Exercise instructions
Work through the data line by line, gathering every line that has the word "screenshot".

Records for the task
━━━━━━
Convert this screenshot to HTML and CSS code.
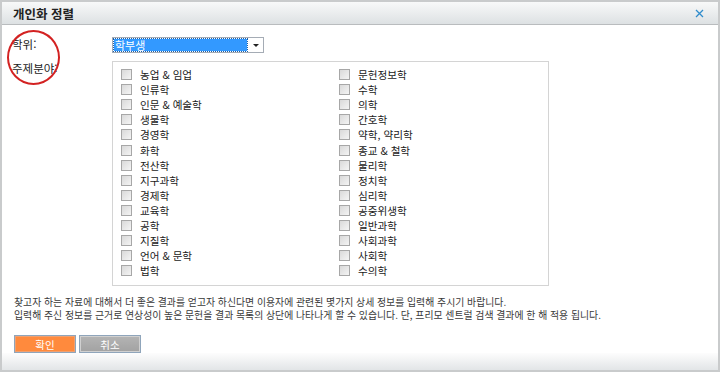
FILE: index.html
```html
<!DOCTYPE html>
<html lang="ko">
<head>
  <meta charset="UTF-8">
  <title>개인화 정렬</title>
  <link rel="stylesheet" href="styles.css">
</head>
<body>
  <div class="dialog">
    <div class="titlebar">
      <span class="title">개인화 정렬</span>
      <svg class="close" width="9" height="9" viewBox="0 0 9 9">
        <path d="M1 1 L8 8 M8 1 L1 8" stroke="#2f8ccc" stroke-width="1.3" fill="none"/>
      </svg>
    </div>

    <div class="content">
      <div class="mark"></div>

      <div class="form-row">
        <label class="field-label">학위:</label>
        <div class="select">
          <span class="select-value">학부생</span>
          <span class="select-arrow"></span>
        </div>
      </div>

      <div class="form-row subjects">
        <label class="field-label">주제분야:</label>
        <div class="subject-box">
          <ul class="subject-col">
            <li><span class="chk"></span>농업 &amp; 임업</li>
            <li><span class="chk"></span>인류학</li>
            <li><span class="chk"></span>인문 &amp; 예술학</li>
            <li><span class="chk"></span>생물학</li>
            <li><span class="chk"></span>경영학</li>
            <li><span class="chk"></span>화학</li>
            <li><span class="chk"></span>전산학</li>
            <li><span class="chk"></span>지구과학</li>
            <li><span class="chk"></span>경제학</li>
            <li><span class="chk"></span>교육학</li>
            <li><span class="chk"></span>공학</li>
            <li><span class="chk"></span>지질학</li>
            <li><span class="chk"></span>언어 &amp; 문학</li>
            <li><span class="chk"></span>법학</li>
          </ul>
          <ul class="subject-col">
            <li><span class="chk"></span>문헌정보학</li>
            <li><span class="chk"></span>수학</li>
            <li><span class="chk"></span>의학</li>
            <li><span class="chk"></span>간호학</li>
            <li><span class="chk"></span>약학, 약리학</li>
            <li><span class="chk"></span>종교 &amp; 철학</li>
            <li><span class="chk"></span>물리학</li>
            <li><span class="chk"></span>정치학</li>
            <li><span class="chk"></span>심리학</li>
            <li><span class="chk"></span>공중위생학</li>
            <li><span class="chk"></span>일반과학</li>
            <li><span class="chk"></span>사회과학</li>
            <li><span class="chk"></span>사회학</li>
            <li><span class="chk"></span>수의학</li>
          </ul>
        </div>
      </div>

      <p class="notice">
        찾고자 하는 자료에 대해서 더 좋은 결과를 얻고자 하신다면 이용자에 관련된 몇가지 상세 정보를 입력해 주시기 바랍니다.<br>
        입력해 주신 정보를 근거로 연상성이 높은 문헌을 결과 목록의 상단에 나타나게 할 수 있습니다. 단, 프리모 센트럴 검색 결과에 한 해 적용 됩니다.
      </p>

      <div class="buttons">
        <button class="btn btn-ok">확인</button>
        <button class="btn btn-cancel">취소</button>
      </div>
    </div>

    <div class="footer"></div>
  </div>
</body>
</html>
```

FILE: styles.css
```css
body {
  margin: 0;
  font-family: "Noto Sans CJK KR", "Noto Sans", sans-serif;
  color: #333;
  background: #fff;
}
.dialog {
  width: 716px;
  height: 368px;
  border: 2px solid #c9cbcc;
  display: flex;
  flex-direction: column;
  background: #fff;
  overflow: hidden;
}
.titlebar {
  height: 22px;
  flex: none;
  display: flex;
  align-items: center;
  justify-content: space-between;
  padding: 0 11px;
  background: linear-gradient(#f8f9f9, #dde1e3);
  border-bottom: 1px solid #b9bcbe;
}
.title {
  font-size: 12.5px;
  font-weight: bold;
  color: #222;
}
.close {
  margin-right: 3px;
}
.content {
  flex: 1;
  position: relative;
  padding: 12px 10px 0;
}
.mark {
  position: absolute;
  left: 5px;
  top: 5px;
  width: 49px;
  height: 51px;
  border: 2.5px solid #d32222;
  border-radius: 50%;
}
.form-row {
  display: flex;
  align-items: flex-start;
}
.field-label {
  width: 100px;
  flex: none;
  font-size: 11.5px;
  color: #222;
  line-height: 14px;
}
.select {
  width: 148px;
  height: 12px;
  border: 1px solid #a5acb5;
  padding: 1px;
  display: flex;
  align-items: center;
  justify-content: space-between;
}
.select-value {
  background: #3399ff;
  color: #fff;
  font-size: 11px;
  line-height: 12px;
  width: 132px;
  padding-left: 1px;
  outline: 1px dotted #1a5fa8;
}
.select-arrow {
  width: 0;
  height: 0;
  border-left: 3px solid transparent;
  border-right: 3px solid transparent;
  border-top: 3px solid #222;
  margin-right: 3px;
}
.subjects {
  margin-top: 8px;
}
.subject-box {
  width: 419px;
  border: 1px solid #d4d4d4;
  padding: 5px 8px 7px;
  display: flex;
}
.subject-col {
  list-style: none;
  margin: 0;
  padding: 0;
  width: 218px;
  flex: none;
}
.subject-col + .subject-col {
  width: 201px;
}
.subject-col li {
  height: 15.1px;
  display: flex;
  align-items: center;
  font-size: 10.6px;
  color: #1a1a1a;
  white-space: nowrap;
}
.chk {
  width: 9px;
  height: 9px;
  border: 1px solid #a7a7a7;
  background: linear-gradient(135deg, #d9d9d9, #f4f4f4);
  margin-right: 8px;
  flex: none;
}
.notice {
  margin: 10px 0 0 2px;
  font-size: 9.9px;
  line-height: 13px;
  color: #3a3a3a;
}
.buttons {
  margin: 13px 0 0 2px;
  display: flex;
  gap: 3px;
}
.btn {
  width: 62px;
  height: 18px;
  padding: 0;
  font-family: inherit;
  font-size: 10.5px;
  color: #fff;
  cursor: pointer;
  border: 1px solid #8fa5bb;
}
.btn-ok {
  background: #ff8a3d;
  box-shadow: inset 0 0 0 1px #f0a070;
}
.btn-cancel {
  background: linear-gradient(#b4b4b4, #a2a2a2);
  box-shadow: inset 0 0 0 1px #d0d0d0;
}
.footer {
  height: 17px;
  flex: none;
  background: linear-gradient(#fdfdfd, #e2e5e7);
}
```
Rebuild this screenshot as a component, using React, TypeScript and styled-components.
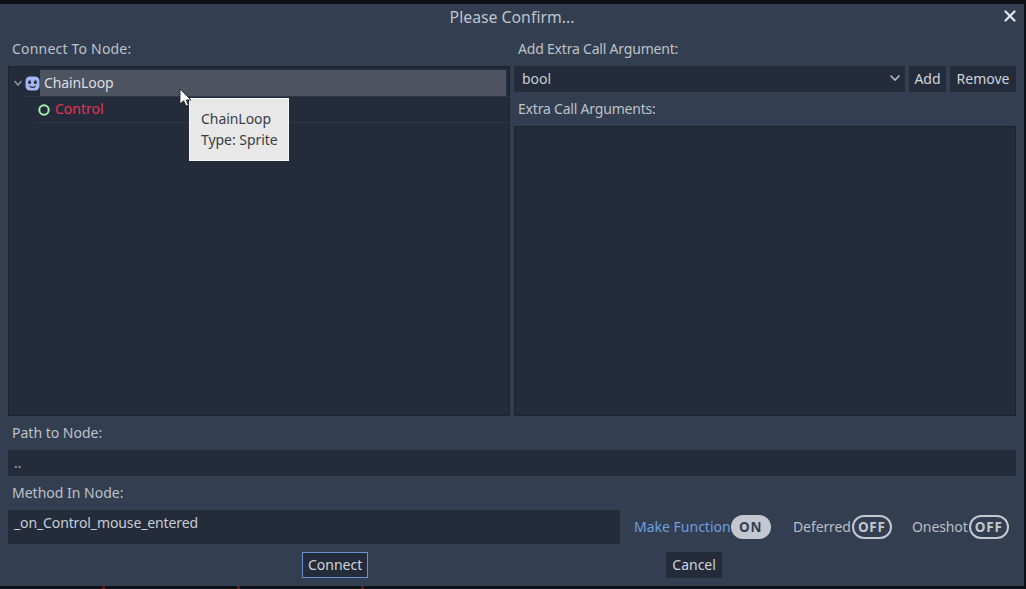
━━━━━━
Full output
Convert this screenshot to HTML and CSS code.
Rebuild this screenshot as a component, using React, TypeScript and styled-components.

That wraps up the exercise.